§ WORK INSTRUCTIONS: Determine which lines of the records include the word "components", and copy them.
··· INPUT RECORDS
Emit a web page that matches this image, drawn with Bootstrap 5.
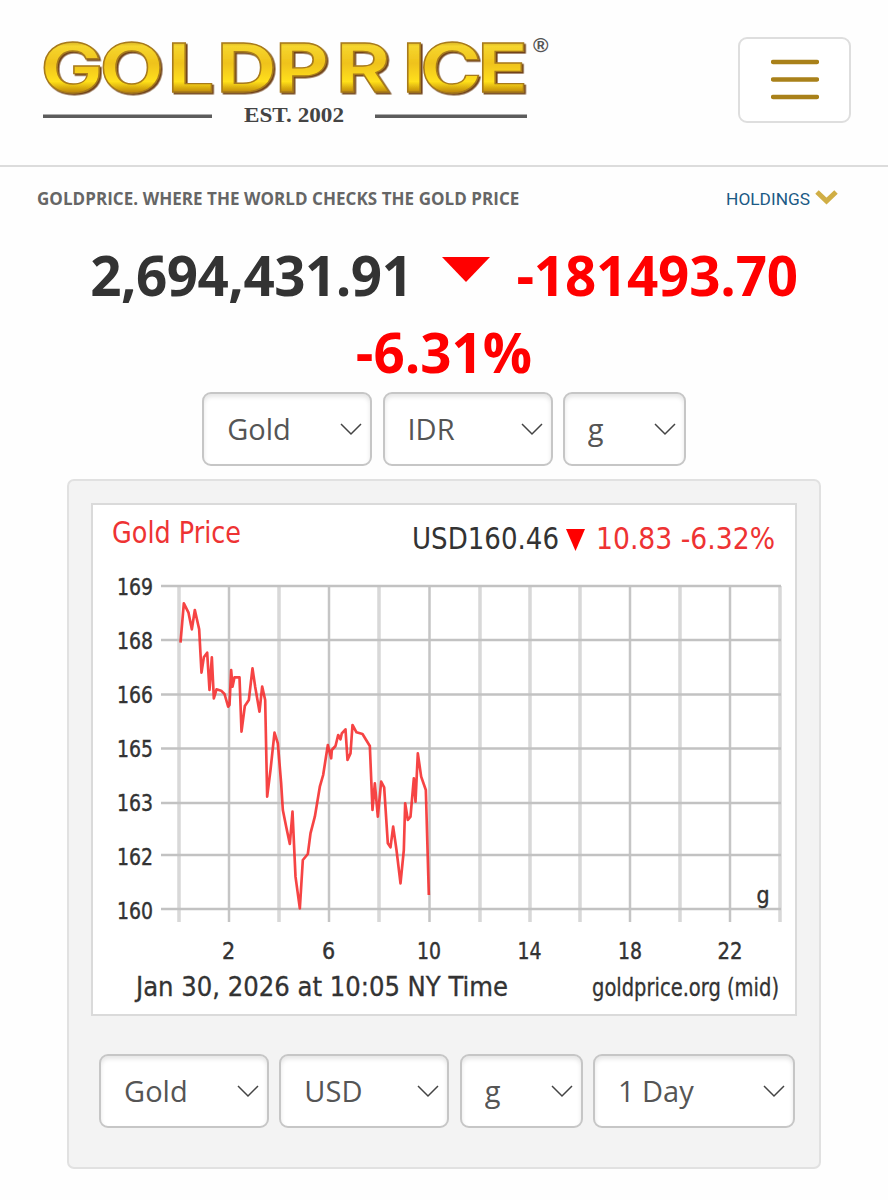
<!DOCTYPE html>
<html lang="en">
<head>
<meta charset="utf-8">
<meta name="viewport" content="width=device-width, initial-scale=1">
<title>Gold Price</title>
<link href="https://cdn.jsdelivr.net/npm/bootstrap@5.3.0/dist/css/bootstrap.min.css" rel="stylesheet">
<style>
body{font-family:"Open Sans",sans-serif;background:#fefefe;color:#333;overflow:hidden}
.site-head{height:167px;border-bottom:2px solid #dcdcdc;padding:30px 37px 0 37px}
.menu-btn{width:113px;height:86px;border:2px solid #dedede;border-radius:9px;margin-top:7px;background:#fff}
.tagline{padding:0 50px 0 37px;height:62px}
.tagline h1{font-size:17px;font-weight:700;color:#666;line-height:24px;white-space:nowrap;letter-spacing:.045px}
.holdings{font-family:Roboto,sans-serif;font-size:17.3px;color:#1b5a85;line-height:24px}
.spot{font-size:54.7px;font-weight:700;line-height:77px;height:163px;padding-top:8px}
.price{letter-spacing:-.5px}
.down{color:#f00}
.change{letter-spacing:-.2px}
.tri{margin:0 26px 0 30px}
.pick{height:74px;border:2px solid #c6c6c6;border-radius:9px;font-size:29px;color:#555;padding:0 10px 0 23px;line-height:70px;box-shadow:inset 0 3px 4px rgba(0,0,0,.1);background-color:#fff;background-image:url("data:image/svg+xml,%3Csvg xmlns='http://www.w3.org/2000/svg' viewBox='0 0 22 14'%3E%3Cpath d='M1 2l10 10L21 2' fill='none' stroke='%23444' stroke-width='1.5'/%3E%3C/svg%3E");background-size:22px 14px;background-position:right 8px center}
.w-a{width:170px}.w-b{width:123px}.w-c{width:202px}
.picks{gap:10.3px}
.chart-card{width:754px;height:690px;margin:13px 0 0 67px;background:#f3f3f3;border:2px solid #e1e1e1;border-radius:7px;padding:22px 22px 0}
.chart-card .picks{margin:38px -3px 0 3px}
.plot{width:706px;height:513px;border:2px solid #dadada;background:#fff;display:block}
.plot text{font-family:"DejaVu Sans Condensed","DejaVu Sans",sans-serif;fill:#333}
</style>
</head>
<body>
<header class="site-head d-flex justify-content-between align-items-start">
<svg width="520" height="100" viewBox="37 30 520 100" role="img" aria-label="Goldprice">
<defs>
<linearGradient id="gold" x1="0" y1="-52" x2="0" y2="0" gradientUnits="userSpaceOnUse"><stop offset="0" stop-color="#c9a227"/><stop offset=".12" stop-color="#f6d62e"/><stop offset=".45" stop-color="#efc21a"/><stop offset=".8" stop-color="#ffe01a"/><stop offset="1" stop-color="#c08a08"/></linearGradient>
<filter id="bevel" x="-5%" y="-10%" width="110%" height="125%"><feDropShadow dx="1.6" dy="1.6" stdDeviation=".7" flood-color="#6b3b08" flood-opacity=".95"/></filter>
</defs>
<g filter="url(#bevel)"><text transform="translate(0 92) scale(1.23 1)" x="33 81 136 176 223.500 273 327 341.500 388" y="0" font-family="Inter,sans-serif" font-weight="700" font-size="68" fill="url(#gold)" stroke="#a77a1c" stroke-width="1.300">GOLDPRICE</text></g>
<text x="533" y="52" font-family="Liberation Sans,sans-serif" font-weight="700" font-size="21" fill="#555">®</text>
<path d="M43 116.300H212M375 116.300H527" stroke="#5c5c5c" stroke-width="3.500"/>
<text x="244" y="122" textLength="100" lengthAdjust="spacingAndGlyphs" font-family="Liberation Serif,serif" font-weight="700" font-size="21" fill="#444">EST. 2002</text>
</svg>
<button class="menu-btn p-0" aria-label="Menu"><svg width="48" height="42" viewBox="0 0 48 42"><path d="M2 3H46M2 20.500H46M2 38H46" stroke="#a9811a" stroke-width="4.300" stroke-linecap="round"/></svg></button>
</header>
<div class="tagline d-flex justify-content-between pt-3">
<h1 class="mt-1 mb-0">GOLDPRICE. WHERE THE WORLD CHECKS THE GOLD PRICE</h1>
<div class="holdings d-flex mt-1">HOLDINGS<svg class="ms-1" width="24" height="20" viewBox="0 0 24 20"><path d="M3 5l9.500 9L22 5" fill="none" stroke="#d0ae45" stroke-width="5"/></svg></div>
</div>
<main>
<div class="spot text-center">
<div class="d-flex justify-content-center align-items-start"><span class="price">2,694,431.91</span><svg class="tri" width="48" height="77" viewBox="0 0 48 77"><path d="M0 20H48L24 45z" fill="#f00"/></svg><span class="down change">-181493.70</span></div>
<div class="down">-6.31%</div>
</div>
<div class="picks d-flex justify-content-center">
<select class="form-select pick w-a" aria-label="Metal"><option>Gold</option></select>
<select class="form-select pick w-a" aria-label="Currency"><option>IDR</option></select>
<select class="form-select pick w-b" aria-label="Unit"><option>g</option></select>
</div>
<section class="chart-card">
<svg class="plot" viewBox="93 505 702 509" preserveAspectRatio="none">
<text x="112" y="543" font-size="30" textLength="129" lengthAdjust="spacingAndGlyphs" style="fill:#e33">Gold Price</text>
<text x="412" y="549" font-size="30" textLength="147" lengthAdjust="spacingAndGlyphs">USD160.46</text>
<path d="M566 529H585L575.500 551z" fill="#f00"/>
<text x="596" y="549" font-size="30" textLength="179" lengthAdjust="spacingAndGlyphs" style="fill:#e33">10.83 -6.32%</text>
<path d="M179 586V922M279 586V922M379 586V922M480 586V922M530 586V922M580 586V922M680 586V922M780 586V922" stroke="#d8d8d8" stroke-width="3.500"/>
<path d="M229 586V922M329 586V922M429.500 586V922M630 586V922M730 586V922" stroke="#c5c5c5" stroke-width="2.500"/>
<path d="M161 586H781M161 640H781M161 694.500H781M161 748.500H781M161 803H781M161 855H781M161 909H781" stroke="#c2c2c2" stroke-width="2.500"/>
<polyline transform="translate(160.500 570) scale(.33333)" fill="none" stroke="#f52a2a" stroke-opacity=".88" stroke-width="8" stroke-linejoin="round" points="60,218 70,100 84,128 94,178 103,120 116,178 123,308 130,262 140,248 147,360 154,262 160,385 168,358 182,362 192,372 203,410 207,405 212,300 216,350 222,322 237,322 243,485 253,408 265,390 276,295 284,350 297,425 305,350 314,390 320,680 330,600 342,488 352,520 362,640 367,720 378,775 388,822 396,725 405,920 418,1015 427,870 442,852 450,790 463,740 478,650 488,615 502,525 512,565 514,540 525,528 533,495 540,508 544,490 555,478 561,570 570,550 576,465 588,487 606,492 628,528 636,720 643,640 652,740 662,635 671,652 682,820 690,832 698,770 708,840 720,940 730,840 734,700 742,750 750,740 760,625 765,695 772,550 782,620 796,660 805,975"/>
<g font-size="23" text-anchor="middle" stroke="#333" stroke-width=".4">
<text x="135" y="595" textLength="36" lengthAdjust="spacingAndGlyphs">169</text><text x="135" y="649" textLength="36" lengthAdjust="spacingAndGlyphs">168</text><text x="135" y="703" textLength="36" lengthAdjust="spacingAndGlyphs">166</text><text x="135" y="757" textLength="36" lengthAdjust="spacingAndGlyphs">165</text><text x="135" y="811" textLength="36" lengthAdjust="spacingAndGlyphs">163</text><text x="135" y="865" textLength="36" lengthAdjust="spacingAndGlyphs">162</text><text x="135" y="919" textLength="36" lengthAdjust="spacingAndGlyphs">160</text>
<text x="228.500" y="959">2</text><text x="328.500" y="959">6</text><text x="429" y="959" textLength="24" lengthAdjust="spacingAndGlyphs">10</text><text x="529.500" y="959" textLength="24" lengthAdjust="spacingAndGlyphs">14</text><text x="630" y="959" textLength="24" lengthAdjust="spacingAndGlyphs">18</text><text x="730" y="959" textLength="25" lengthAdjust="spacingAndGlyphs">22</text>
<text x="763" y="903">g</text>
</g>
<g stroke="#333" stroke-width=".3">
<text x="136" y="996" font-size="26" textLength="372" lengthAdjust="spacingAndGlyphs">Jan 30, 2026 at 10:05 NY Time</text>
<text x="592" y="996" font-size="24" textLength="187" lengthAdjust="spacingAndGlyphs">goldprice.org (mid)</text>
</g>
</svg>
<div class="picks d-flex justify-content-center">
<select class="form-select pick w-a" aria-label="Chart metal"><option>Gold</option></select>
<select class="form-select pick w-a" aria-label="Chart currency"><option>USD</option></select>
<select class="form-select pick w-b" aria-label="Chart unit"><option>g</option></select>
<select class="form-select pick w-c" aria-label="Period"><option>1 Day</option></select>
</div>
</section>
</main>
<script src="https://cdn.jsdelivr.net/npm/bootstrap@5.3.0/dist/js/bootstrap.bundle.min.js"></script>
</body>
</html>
······
··· INPUT RECORDS
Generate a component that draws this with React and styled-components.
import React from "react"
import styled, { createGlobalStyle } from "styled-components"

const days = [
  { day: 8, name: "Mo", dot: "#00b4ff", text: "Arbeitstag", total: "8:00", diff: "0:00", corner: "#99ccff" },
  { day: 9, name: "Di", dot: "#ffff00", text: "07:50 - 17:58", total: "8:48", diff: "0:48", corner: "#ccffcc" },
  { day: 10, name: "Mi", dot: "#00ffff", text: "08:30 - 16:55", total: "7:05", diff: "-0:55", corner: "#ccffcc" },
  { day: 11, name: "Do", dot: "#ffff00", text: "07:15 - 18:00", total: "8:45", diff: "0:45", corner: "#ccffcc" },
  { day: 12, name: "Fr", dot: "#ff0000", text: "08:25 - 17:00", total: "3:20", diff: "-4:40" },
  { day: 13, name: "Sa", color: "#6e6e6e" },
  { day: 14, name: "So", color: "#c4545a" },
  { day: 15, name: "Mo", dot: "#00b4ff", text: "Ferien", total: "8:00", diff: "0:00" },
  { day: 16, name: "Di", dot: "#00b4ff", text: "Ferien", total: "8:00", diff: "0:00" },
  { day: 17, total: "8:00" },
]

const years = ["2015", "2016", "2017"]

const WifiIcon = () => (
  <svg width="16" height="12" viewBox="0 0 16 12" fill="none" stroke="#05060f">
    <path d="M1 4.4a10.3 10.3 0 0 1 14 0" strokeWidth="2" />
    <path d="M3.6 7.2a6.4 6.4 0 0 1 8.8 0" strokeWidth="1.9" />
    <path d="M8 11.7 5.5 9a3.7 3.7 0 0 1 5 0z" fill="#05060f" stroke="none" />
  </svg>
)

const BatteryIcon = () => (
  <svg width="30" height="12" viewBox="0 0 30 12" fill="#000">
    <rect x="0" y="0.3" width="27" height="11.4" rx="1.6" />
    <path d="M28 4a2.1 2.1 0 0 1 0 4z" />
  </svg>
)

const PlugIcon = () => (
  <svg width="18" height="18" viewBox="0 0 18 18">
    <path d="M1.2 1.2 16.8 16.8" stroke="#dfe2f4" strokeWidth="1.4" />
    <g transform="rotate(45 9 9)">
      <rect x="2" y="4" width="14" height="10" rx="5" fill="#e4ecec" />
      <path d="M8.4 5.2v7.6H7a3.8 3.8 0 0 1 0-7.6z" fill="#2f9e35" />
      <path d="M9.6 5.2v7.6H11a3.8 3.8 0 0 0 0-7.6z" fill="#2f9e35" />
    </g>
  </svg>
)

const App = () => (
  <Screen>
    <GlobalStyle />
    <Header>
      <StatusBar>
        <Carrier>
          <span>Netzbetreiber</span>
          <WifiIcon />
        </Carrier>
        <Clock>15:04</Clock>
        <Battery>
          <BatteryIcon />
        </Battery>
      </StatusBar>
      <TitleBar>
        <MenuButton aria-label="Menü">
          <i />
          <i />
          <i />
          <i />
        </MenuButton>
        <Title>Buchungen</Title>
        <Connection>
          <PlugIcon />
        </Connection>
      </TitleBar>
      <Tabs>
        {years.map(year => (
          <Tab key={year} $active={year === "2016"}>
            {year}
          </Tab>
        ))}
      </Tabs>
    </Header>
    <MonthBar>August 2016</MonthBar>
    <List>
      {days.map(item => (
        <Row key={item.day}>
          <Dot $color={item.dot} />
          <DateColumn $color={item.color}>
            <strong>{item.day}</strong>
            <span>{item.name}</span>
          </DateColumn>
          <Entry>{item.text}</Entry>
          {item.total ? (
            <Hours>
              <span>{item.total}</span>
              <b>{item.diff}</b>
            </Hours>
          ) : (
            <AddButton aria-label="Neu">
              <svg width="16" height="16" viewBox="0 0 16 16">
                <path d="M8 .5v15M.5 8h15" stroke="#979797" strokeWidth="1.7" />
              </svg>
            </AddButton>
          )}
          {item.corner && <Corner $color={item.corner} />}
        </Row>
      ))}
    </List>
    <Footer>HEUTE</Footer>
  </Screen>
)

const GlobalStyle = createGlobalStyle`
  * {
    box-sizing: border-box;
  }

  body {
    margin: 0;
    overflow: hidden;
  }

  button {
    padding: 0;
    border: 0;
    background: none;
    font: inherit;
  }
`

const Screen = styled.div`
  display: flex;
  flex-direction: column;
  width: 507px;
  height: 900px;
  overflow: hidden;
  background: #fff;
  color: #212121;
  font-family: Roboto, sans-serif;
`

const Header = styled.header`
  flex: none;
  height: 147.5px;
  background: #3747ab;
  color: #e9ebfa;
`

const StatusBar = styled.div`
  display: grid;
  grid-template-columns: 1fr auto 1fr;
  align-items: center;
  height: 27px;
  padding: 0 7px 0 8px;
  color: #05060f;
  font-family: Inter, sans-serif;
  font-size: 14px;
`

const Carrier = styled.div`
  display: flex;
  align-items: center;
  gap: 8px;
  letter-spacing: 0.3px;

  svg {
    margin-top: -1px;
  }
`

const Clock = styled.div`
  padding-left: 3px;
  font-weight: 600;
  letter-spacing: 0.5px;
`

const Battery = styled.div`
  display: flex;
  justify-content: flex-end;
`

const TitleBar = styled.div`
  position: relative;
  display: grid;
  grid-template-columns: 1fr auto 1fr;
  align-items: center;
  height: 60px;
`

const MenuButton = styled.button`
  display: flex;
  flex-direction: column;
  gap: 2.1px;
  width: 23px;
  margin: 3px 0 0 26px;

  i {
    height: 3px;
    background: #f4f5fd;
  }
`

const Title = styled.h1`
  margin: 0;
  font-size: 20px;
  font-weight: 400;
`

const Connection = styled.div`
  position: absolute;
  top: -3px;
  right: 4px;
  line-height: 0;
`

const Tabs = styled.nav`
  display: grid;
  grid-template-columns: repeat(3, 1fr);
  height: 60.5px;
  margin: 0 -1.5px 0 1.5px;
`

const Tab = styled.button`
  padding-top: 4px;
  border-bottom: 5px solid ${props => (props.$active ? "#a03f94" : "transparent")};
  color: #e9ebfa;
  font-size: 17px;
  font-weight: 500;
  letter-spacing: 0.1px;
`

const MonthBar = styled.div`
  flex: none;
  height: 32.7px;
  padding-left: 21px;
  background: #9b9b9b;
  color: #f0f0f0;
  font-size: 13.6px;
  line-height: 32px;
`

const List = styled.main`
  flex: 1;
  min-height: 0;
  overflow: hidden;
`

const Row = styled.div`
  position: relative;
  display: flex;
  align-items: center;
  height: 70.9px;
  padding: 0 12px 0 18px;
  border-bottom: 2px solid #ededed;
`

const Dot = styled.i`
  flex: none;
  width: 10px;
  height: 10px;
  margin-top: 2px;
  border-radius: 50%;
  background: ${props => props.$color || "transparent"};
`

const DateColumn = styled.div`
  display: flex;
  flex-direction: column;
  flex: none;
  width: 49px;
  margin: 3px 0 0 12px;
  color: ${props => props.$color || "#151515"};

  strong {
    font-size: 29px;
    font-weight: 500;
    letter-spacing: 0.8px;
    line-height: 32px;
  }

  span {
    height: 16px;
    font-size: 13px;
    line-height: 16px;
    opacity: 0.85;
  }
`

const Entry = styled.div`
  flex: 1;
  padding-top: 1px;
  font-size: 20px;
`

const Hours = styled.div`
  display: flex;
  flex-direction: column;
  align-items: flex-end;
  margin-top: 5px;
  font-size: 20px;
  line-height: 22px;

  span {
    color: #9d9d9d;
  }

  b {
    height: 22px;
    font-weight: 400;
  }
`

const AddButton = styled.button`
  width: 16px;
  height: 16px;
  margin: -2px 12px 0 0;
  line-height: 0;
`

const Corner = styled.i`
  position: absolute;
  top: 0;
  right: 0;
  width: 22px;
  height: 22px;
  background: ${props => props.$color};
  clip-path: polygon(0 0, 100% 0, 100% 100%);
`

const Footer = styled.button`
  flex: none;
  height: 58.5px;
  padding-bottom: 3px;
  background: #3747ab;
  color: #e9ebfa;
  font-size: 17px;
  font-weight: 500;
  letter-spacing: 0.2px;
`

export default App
······
§ COMPLETE RESPONSE:
Generate a component that draws this with React and styled-components.
import styled, { createGlobalStyle } from "styled-components"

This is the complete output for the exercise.